* [AVAILABLE DATA]
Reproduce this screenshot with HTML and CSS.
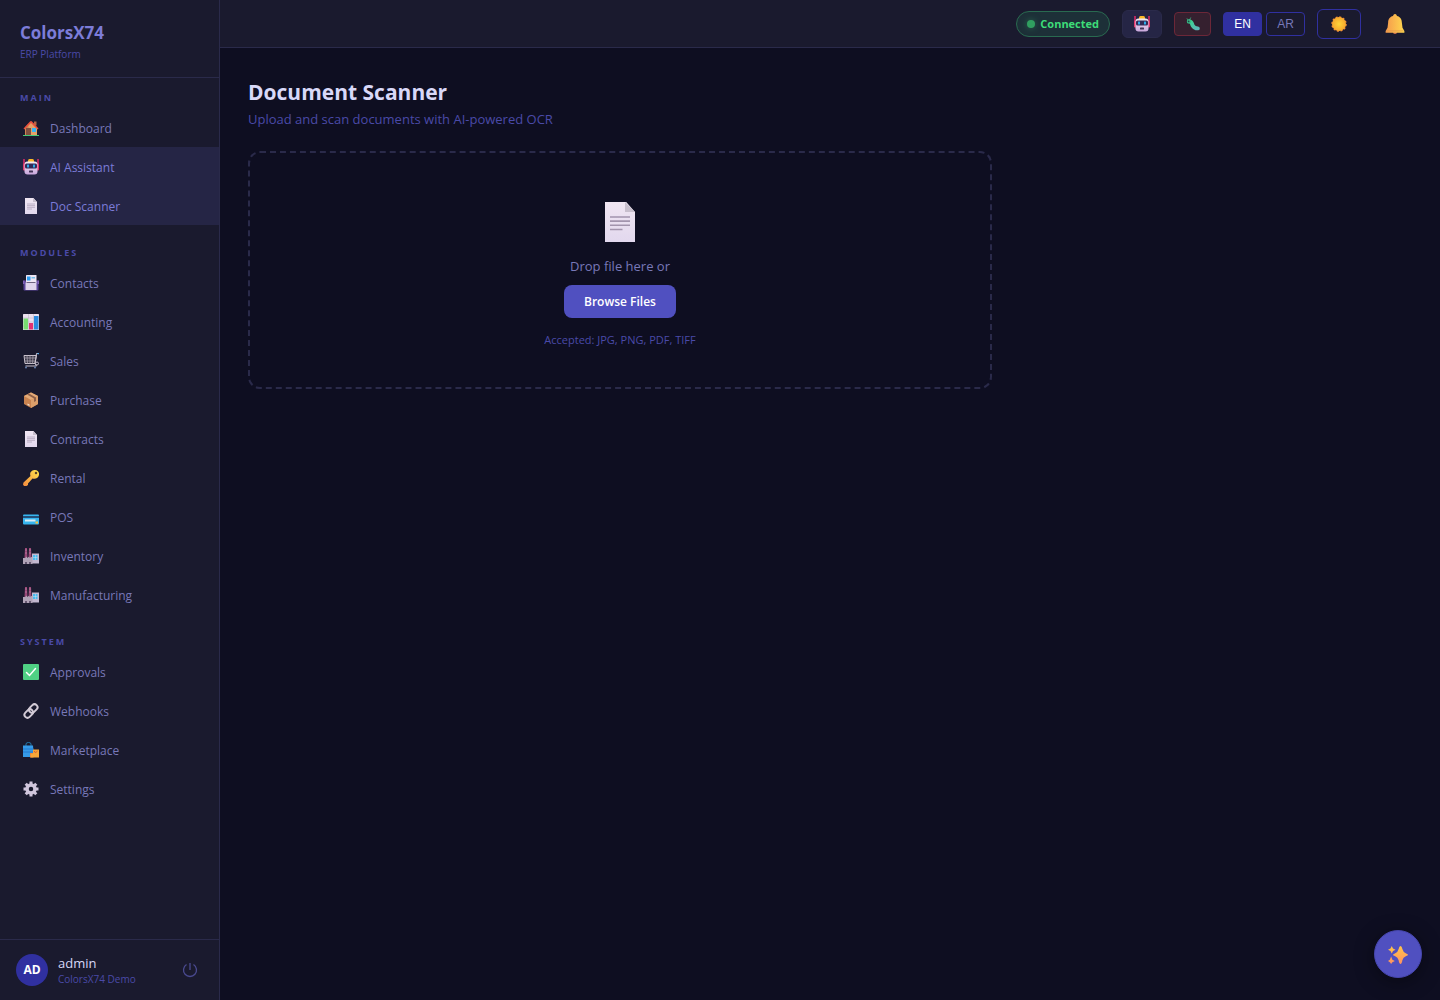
FILE: index.html
```html
<!DOCTYPE html>
<html lang="en">
<head>
    <meta charset="UTF-8">
    <meta name="viewport" content="width=device-width, initial-scale=1.0">
    <title>ColorsX74 - Document Scanner</title>
    <link rel="stylesheet" href="styles.css">
</head>
<body>
    <!-- Icon set -->
    <svg class="sprite" aria-hidden="true">
        <defs>
            <linearGradient id="g-paper" x1="0" y1="0" x2="0" y2="1"><stop offset="0" stop-color="#f0e6f2"/><stop offset="1" stop-color="#e2d8ee"/></linearGradient>
            <linearGradient id="g-gold" x1="0" y1="0" x2="0" y2="1"><stop offset="0" stop-color="#ffc64a"/><stop offset="1" stop-color="#ff9160"/></linearGradient>
            <linearGradient id="g-bell" x1="0" y1="0" x2="1" y2="0"><stop offset="0" stop-color="#f59a4c"/><stop offset="1" stop-color="#ffd84f"/></linearGradient>
            <linearGradient id="g-key" x1="1" y1="0" x2="0" y2="1"><stop offset="0" stop-color="#ffe44c"/><stop offset="1" stop-color="#f48a3e"/></linearGradient>
            <radialGradient id="g-sun"><stop offset="0" stop-color="#ffd43a"/><stop offset="1" stop-color="#f5a62c"/></radialGradient>
            <linearGradient id="g-bot" x1="0" y1="0" x2="0" y2="1"><stop offset="0" stop-color="#f3ecf5"/><stop offset="1" stop-color="#c9a6dc"/></linearGradient>
            <linearGradient id="g-bug" x1="0" y1="0" x2="1" y2="1"><stop offset="0" stop-color="#38d58e"/><stop offset="1" stop-color="#5cb8b8"/></linearGradient>
        </defs>
        <symbol id="i-house" viewBox="0 0 32 32">
            <path d="M22 3h5v8h-5z" fill="#b96542"/>
            <path d="M4 15 16 3l12 12v15H4z" fill="#e5a268"/>
            <path d="M4 15 10 9l4 21H4z" fill="#cf8653"/>
            <path d="M6 16h10v14H6z" fill="#80503f"/>
            <path d="M18 16h8v8h-8z" fill="#38b4f2"/>
            <path d="M1 17 14 3q2-2 4 0l13 14-2 2L16 6 3 19z" fill="#e94f3d"/>
            <path d="M0 30h32v2H0z" fill="#45c978"/>
        </symbol>
        <symbol id="i-robot" viewBox="0 0 32 32">
            <path d="M2 0v22M30 0v22" stroke="#dd2a68" stroke-width="3"/>
            <rect x="0" y="9" width="6" height="14" rx="2" fill="#e2396d"/>
            <rect x="26" y="9" width="6" height="14" rx="2" fill="#e2396d"/>
            <path d="M10 3q0-3 3-3h6q3 0 3 3v4H10z" fill="#fbb928"/>
            <rect x="3" y="5" width="26" height="26" rx="6" fill="url(#g-bot)"/>
            <rect x="4" y="9" width="24" height="10" rx="3" fill="#332a56"/>
            <rect x="8" y="11" width="4" height="6" rx="1" fill="#2eaae8"/>
            <rect x="20" y="11" width="4" height="6" rx="1" fill="#2eaae8"/>
            <rect x="12" y="23" width="8" height="4" rx="1" fill="#433357"/>
        </symbol>
        <symbol id="i-doc" viewBox="0 0 32 32">
            <path d="M4 0h17l7 8v24H4z" fill="url(#g-paper)"/>
            <path d="M20 0v8h8z" fill="#c8bfcd"/>
            <path d="M8 12h16M8 15.300h16M8 18.600h16M8 22h10" stroke="#a294ad" stroke-width="1.300"/>
        </symbol>
        <symbol id="i-contacts" viewBox="0 0 32 32">
            <rect x="1" y="11" width="30" height="20" rx="2" fill="#5b459a"/>
            <rect x="6" y="0" width="21" height="16" rx="1" fill="#eee5f3"/>
            <path d="M8 3h7v8H8z" fill="#2d9cef"/>
            <path d="M17 4h7v3h-7z" fill="#76bfe9"/>
            <path d="M5 15h22v15H5z" fill="#dfd4eb"/>
            <path d="M7 15h18" stroke="#6e637f" stroke-width="2"/>
            <path d="M0 11h3v7H0zM29 11h3v7h-3z" fill="#8163b8"/>
        </symbol>
        <symbol id="i-chart" viewBox="0 0 32 32">
            <rect width="32" height="32" rx="1" fill="#eae0ee"/>
            <path d="M0 8h32M0 16h32M0 24h32M11 0v32M21 0v32" stroke="#bdb3c5"/>
            <path d="M1 9h9v22H1z" fill="#78dc70"/>
            <path d="M12 18h8v13h-8z" fill="#e23172"/>
            <path d="M22 4h9v27h-9z" fill="#298be0"/>
        </symbol>
        <symbol id="i-cart" viewBox="0 0 32 32">
            <path d="M2 5h25l-3 16H4z" fill="#3b3947" stroke="#c9c1cc" stroke-width="2"/>
            <path d="M8 5l1 16M14 5v16M20 5l-1 16M3 10h23M3 16h22" stroke="#aaa2af" stroke-width="1.500"/>
            <path d="M31 1h-4l-3 20 3 5H5" fill="none" stroke="#ccc4cf" stroke-width="2"/>
            <path d="M29 1h3" stroke="#4aa9e9" stroke-width="3"/>
            <circle cx="28" cy="21" r="3" fill="none" stroke="#bbb2c3" stroke-width="2"/>
            <circle cx="6" cy="29" r="2" fill="#6681af"/><circle cx="24" cy="29" r="2" fill="#6681af"/>
        </symbol>
        <symbol id="i-box" viewBox="0 0 32 32">
            <path d="m16 1 14 7v16l-14 8-14-8V8z" fill="#c9834f"/>
            <path d="m16 1 14 7-14 8L2 8z" fill="#e4ab78"/>
            <path d="m16 16 14-8v16l-14 8z" fill="#dc9f6a"/>
            <path d="m8 5 14 8v7l4-2v-7L12 3z" fill="#8e6048"/>
            <path d="m9 23 4 2v3l-4-2z" fill="#f2dbcb"/>
        </symbol>
        <symbol id="i-key" viewBox="0 0 32 32">
            <path d="M15 12C12 4 19 0 24 0c6 0 9 5 8 10-1 6-7 9-13 7L10 27v3l-3 2H2l-2-3 1-4z" fill="url(#g-key)"/>
            <circle cx="26" cy="6" r="2.500" fill="#5e4426"/>
        </symbol>
        <symbol id="i-card" viewBox="0 0 32 32">
            <rect y="11" width="32" height="20" rx="2" fill="#37b5ef"/>
            <path d="M0 14h32v4H0z" fill="#234f78"/>
            <path d="M4 21h21v4H4z" fill="#dcecf4"/>
            <path d="M25 25h5v4h-5z" fill="#f5c23f"/>
        </symbol>
        <symbol id="i-factory" viewBox="0 0 32 32">
            <path d="M4 0h4l1 20H3zM12 0h4l1 20h-6z" fill="#9a4878"/>
            <path d="M4 4h4M12 4h4M4 10h4M12 10h4" stroke="#c9a5bb" stroke-width="1"/>
            <path d="M18 11h14v20H18z" fill="#c3b8d0"/>
            <path d="M0 20h4l4-3v3l5-3v3l6-3v15H0z" fill="#b1a4b8"/>
            <path d="M20 14h9v10h-9z" fill="#4bbaf0"/>
            <path d="M20 19h9M25 14v10" stroke="#c8e5f1"/>
            <path d="M4 28h4v4H4zM12 28h4v4h-4z" fill="#655771"/>
        </symbol>
        <symbol id="i-check" viewBox="0 0 32 32">
            <rect width="32" height="32" rx="2" fill="#4fd184"/>
            <path d="m7 17 6 6L25 9" fill="none" stroke="#fff" stroke-width="3" stroke-linecap="round"/>
        </symbol>
        <symbol id="i-link" viewBox="0 0 32 32">
            <g fill="none" stroke="#d3cbd6" stroke-width="4">
                <rect x="11" y="5" width="19" height="12" rx="6" transform="rotate(-45 20.500 11)"/>
                <rect x="2" y="15" width="19" height="12" rx="6" transform="rotate(-45 11.500 21)"/>
            </g>
        </symbol>
        <symbol id="i-bags" viewBox="0 0 32 32">
            <path d="M6 9V4q0-3 5-3t5 3v5" fill="none" stroke="#2479a8" stroke-width="2"/>
            <path d="M0 7h20l2 23H0z" fill="#359be9"/>
            <path d="M0 14h21M0 20h21" stroke="#2579ce" stroke-width="2"/>
            <path d="M14 22h7v9h-7z" fill="#e47b43"/>
            <path d="M20 15h12v16H15v-8h5z" fill="#f8a738"/>
            <path d="M23 18q0 6 6 0" fill="none" stroke="#d35f38" stroke-width="2"/>
        </symbol>
        <symbol id="i-gear" viewBox="0 0 32 32">
            <g fill="none" stroke="#d0c6dc">
                <circle cx="16" cy="16" r="8" stroke-width="7"/>
                <path d="M16 1v6M16 25v6M1 16h6M25 16h6M5.400 5.400 9 9M23 23l3.600 3.600M5.400 26.600 9 23M23 9l3.600-3.600" stroke-width="6"/>
            </g>
        </symbol>
        <symbol id="i-power" viewBox="0 0 16 16">
            <path d="M4.500 2.500a6.500 6.500 0 1 0 7 0M8 1v7" fill="none" stroke="currentColor" stroke-width="1.300"/>
        </symbol>
        <symbol id="i-bug" viewBox="0 0 32 32">
            <path d="M5 8 2 3M8 7l3-6" stroke="#3d9d7a" stroke-width="2"/>
            <path d="M7 10c7 0 6 5 8 9s5 7 12 7" fill="none" stroke="url(#g-bug)" stroke-width="9" stroke-linecap="round"/>
            <circle cx="7" cy="10" r="5" fill="#36bd86"/>
            <circle cx="6" cy="10" r="2" fill="#263e44"/>
        </symbol>
        <symbol id="i-sun" viewBox="0 0 32 32">
            <circle cx="16" cy="16" r="14" fill="none" stroke="#f2873c" stroke-width="3" stroke-dasharray="4 3.330"/>
            <circle cx="16" cy="16" r="14" fill="url(#g-sun)"/>
        </symbol>
        <symbol id="i-bell" viewBox="0 0 32 32">
            <circle cx="16" cy="29" r="3" fill="#ca704f"/>
            <path d="M16 0c2 0 3 2 3 3 6 1 8 6 8 11l1 8 3 5v3H1v-3l3-5 1-8c0-5 2-10 8-11 0-1 1-3 3-3z" fill="url(#g-bell)"/>
            <path d="M2 27h28" stroke="#d9914c"/>
        </symbol>
        <symbol id="i-sparkles" viewBox="0 0 32 32">
            <path d="M20 3q2 0 3 5 1 5 6 7 3 1 3 2t-3 2q-5 2-6 7-1 6-3 6t-3-6q-1-5-6-7-3-1-3-2t3-2q5-2 6-7 1-5 3-5zM6 3l2 4 4 2-4 2-2 4-2-4-4-2 4-2zM5 20l2 5 4 2-4 2-2 3-2-3-3-2 3-2z" fill="url(#g-gold)"/>
        </symbol>
    </svg>

    <div class="layout">
        <aside class="sidebar">
            <div class="brand">
                <div class="brand-name">ColorsX74</div>
                <div class="brand-sub">ERP Platform</div>
            </div>

            <nav class="nav">
                <div class="nav-section">
                    <div class="nav-label">MAIN</div>
                    <a href="#" class="nav-item"><svg class="icon"><use href="#i-house"/></svg>Dashboard</a>
                    <a href="#" class="nav-item active"><svg class="icon"><use href="#i-robot"/></svg>AI Assistant</a>
                    <a href="#" class="nav-item active"><svg class="icon"><use href="#i-doc"/></svg>Doc Scanner</a>
                </div>
                <div class="nav-section">
                    <div class="nav-label">MODULES</div>
                    <a href="#" class="nav-item"><svg class="icon"><use href="#i-contacts"/></svg>Contacts</a>
                    <a href="#" class="nav-item"><svg class="icon"><use href="#i-chart"/></svg>Accounting</a>
                    <a href="#" class="nav-item"><svg class="icon"><use href="#i-cart"/></svg>Sales</a>
                    <a href="#" class="nav-item"><svg class="icon"><use href="#i-box"/></svg>Purchase</a>
                    <a href="#" class="nav-item"><svg class="icon"><use href="#i-doc"/></svg>Contracts</a>
                    <a href="#" class="nav-item"><svg class="icon"><use href="#i-key"/></svg>Rental</a>
                    <a href="#" class="nav-item"><svg class="icon"><use href="#i-card"/></svg>POS</a>
                    <a href="#" class="nav-item"><svg class="icon"><use href="#i-factory"/></svg>Inventory</a>
                    <a href="#" class="nav-item"><svg class="icon"><use href="#i-factory"/></svg>Manufacturing</a>
                </div>
                <div class="nav-section">
                    <div class="nav-label">SYSTEM</div>
                    <a href="#" class="nav-item"><svg class="icon"><use href="#i-check"/></svg>Approvals</a>
                    <a href="#" class="nav-item"><svg class="icon"><use href="#i-link"/></svg>Webhooks</a>
                    <a href="#" class="nav-item"><svg class="icon"><use href="#i-bags"/></svg>Marketplace</a>
                    <a href="#" class="nav-item"><svg class="icon"><use href="#i-gear"/></svg>Settings</a>
                </div>
            </nav>

            <div class="user">
                <div class="avatar">AD</div>
                <div class="user-info">
                    <div class="user-name">admin</div>
                    <div class="user-company">ColorsX74 Demo</div>
                </div>
                <button type="button" class="logout" aria-label="Log out"><svg class="icon"><use href="#i-power"/></svg></button>
            </div>
        </aside>

        <div class="content">
            <header class="topbar">
                <div class="status"><span class="status-dot"></span>Connected</div>
                <button type="button" class="btn-ai" aria-label="AI Assistant"><svg class="icon"><use href="#i-robot"/></svg></button>
                <button type="button" class="btn-debug" aria-label="Debug"><svg class="icon icon-sm"><use href="#i-bug"/></svg></button>
                <div class="lang">
                    <button type="button" class="lang-btn selected">EN</button>
                    <button type="button" class="lang-btn">AR</button>
                </div>
                <button type="button" class="btn-theme" aria-label="Theme"><svg class="icon"><use href="#i-sun"/></svg></button>
                <button type="button" class="btn-bell" aria-label="Notifications"><svg class="icon icon-lg"><use href="#i-bell"/></svg></button>
            </header>

            <main class="page">
                <h1>Document Scanner</h1>
                <p class="subtitle">Upload and scan documents with AI-powered OCR</p>

                <div class="drop-zone">
                    <svg class="drop-icon"><use href="#i-doc"/></svg>
                    <p class="drop-text">Drop file here or</p>
                    <button type="button" class="browse">Browse Files</button>
                    <p class="drop-hint">Accepted: JPG, PNG, PDF, TIFF</p>
                </div>
            </main>
        </div>
    </div>

    <button type="button" class="fab" aria-label="Ask AI"><svg class="icon icon-lg"><use href="#i-sparkles"/></svg></button>
</body>
</html>
```
FILE: styles.css
```css
* {
    box-sizing: border-box;
    margin: 0;
    padding: 0;
}

body {
    background: #0e0e21;
    color: #d8d8f8;
    font-family: 'Segoe UI', 'Open Sans', sans-serif;
    font-size: 13px;
    line-height: 20px;
}

button {
    font-family: inherit;
    cursor: pointer;
}

.sprite {
    position: absolute;
    width: 0;
    height: 0;
}

.icon {
    display: block;
    width: 16px;
    height: 16px;
}

.icon-sm {
    width: 14px;
    height: 14px;
}

.icon-lg {
    width: 20px;
    height: 20px;
}

.layout {
    display: flex;
    min-height: 100vh;
}

/* Sidebar */
.sidebar {
    display: flex;
    flex-direction: column;
    flex: 0 0 220px;
    background: #1a1a2e;
    border-right: 1px solid #2a2a4a;
}

.brand {
    padding: 20px 20px 15px;
    border-bottom: 1px solid #2a2a4a;
}

.brand-name {
    font-size: 17px;
    font-weight: 700;
    line-height: 26px;
    color: #7c7cd8;
}

.brand-sub {
    font-size: 10px;
    line-height: 16px;
    color: #4a4aa8;
}

.nav {
    flex: 1;
}

.nav-section {
    padding-bottom: 8px;
}

.nav-label {
    padding: 14px 20px 4px;
    font-size: 9px;
    font-weight: 700;
    line-height: 12px;
    letter-spacing: 2px;
    color: #4a4aa8;
}

.nav-item {
    display: flex;
    align-items: center;
    gap: 11px;
    height: 39px;
    padding: 2px 23px 0;
    font-size: 12px;
    color: #7878b8;
    text-decoration: none;
}

.nav-item .icon {
    margin-bottom: 2px;
}

.nav-item.active {
    background: #252545;
    color: #7c7cd8;
}

.user {
    display: flex;
    align-items: center;
    gap: 10px;
    padding: 13px 16px;
    border-top: 1px solid #2a2a4a;
}

.avatar {
    width: 32px;
    height: 32px;
    border-radius: 50%;
    background: #3030a0;
    color: #fff;
    font-size: 12px;
    font-weight: 700;
    line-height: 32px;
    text-align: center;
}

.user-info {
    flex: 1;
    padding-top: 2px;
    line-height: 16px;
}

.user-name {
    font-size: 13px;
}

.user-company {
    font-size: 10px;
    color: #4a4aa8;
}

.logout {
    padding: 5px;
    border: 0;
    background: none;
    color: #4a4a90;
}

/* Top bar */
.content {
    flex: 1;
    min-width: 0;
}

.topbar {
    display: flex;
    align-items: center;
    justify-content: flex-end;
    gap: 12px;
    height: 48px;
    padding: 0 24px;
    background: #1a1a2e;
    border-bottom: 1px solid #2a2a4a;
}

.topbar button {
    display: flex;
    align-items: center;
    justify-content: center;
}

.status {
    display: flex;
    align-items: center;
    gap: 5px;
    height: 26px;
    padding: 0 10px;
    border: 1px solid #296a50;
    border-radius: 13px;
    background: #1d3038;
    color: #3ddc78;
    font-size: 11px;
    font-weight: 700;
}

.status-dot {
    width: 8px;
    height: 8px;
    border-radius: 50%;
    background: #30a060;
    box-shadow: 0 0 6px #276b4d;
}

.btn-ai {
    width: 40px;
    height: 28px;
    border: 1px solid #2a2a4a;
    border-radius: 6px;
    background: #252545;
}

.btn-debug {
    width: 37px;
    height: 24px;
    border: 1px solid #6c2738;
    border-radius: 4px;
    background: #35202f;
}

.lang {
    display: flex;
    gap: 4px;
}

.lang-btn {
    width: 39px;
    height: 24px;
    border: 1px solid #3030a0;
    border-radius: 4px;
    background: none;
    color: #7878b8;
    font-family: 'Liberation Sans', sans-serif;
    font-size: 12px;
}

.lang-btn.selected {
    background: #3030a0;
    color: #fff;
}

.btn-theme {
    width: 44px;
    height: 30px;
    border: 1px solid #3030a0;
    border-radius: 6px;
    background: none;
}

.btn-bell {
    width: 43px;
    height: 30px;
    border: 0;
    background: none;
}

/* Page */
.page {
    max-width: 800px;
    padding: 28px;
}

h1 {
    margin-bottom: 1px;
    font-size: 21px;
    font-weight: 700;
    line-height: 32px;
}

.subtitle {
    margin-bottom: 22px;
    font-size: 13px;
    color: #4a4aa8;
}

.drop-zone {
    display: flex;
    flex-direction: column;
    align-items: center;
    padding: 49px 40px 39px;
    border: 2px dashed #2a2a4a;
    border-radius: 12px;
}

.drop-icon {
    width: 40px;
    height: 40px;
    margin-bottom: 14px;
}

.drop-text {
    margin-bottom: 9px;
    font-size: 13px;
    color: #7878b8;
}

.browse {
    height: 33px;
    margin-bottom: 14px;
    padding: 0 20px;
    border: 0;
    border-radius: 8px;
    background: #5050c0;
    color: #fff;
    font-size: 12px;
    font-weight: 600;
}

.drop-hint {
    font-size: 11px;
    line-height: 16px;
    color: #4a4aa8;
}

.fab {
    position: fixed;
    right: 18px;
    bottom: 22px;
    display: flex;
    align-items: center;
    justify-content: center;
    width: 48px;
    height: 48px;
    border: 1px solid #4646ad;
    border-radius: 50%;
    background: #5050c0;
    box-shadow: 0 4px 20px rgba(0, 0, 0, 0.4);
}
```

* [WRITTEN PROBLEM] Report all lines of the data above that include the string "with".

* [OUTPUT OF THE EXERCISE]
Reproduce this screenshot with HTML and CSS.
                <p class="subtitle">Upload and scan documents with AI-powered OCR</p>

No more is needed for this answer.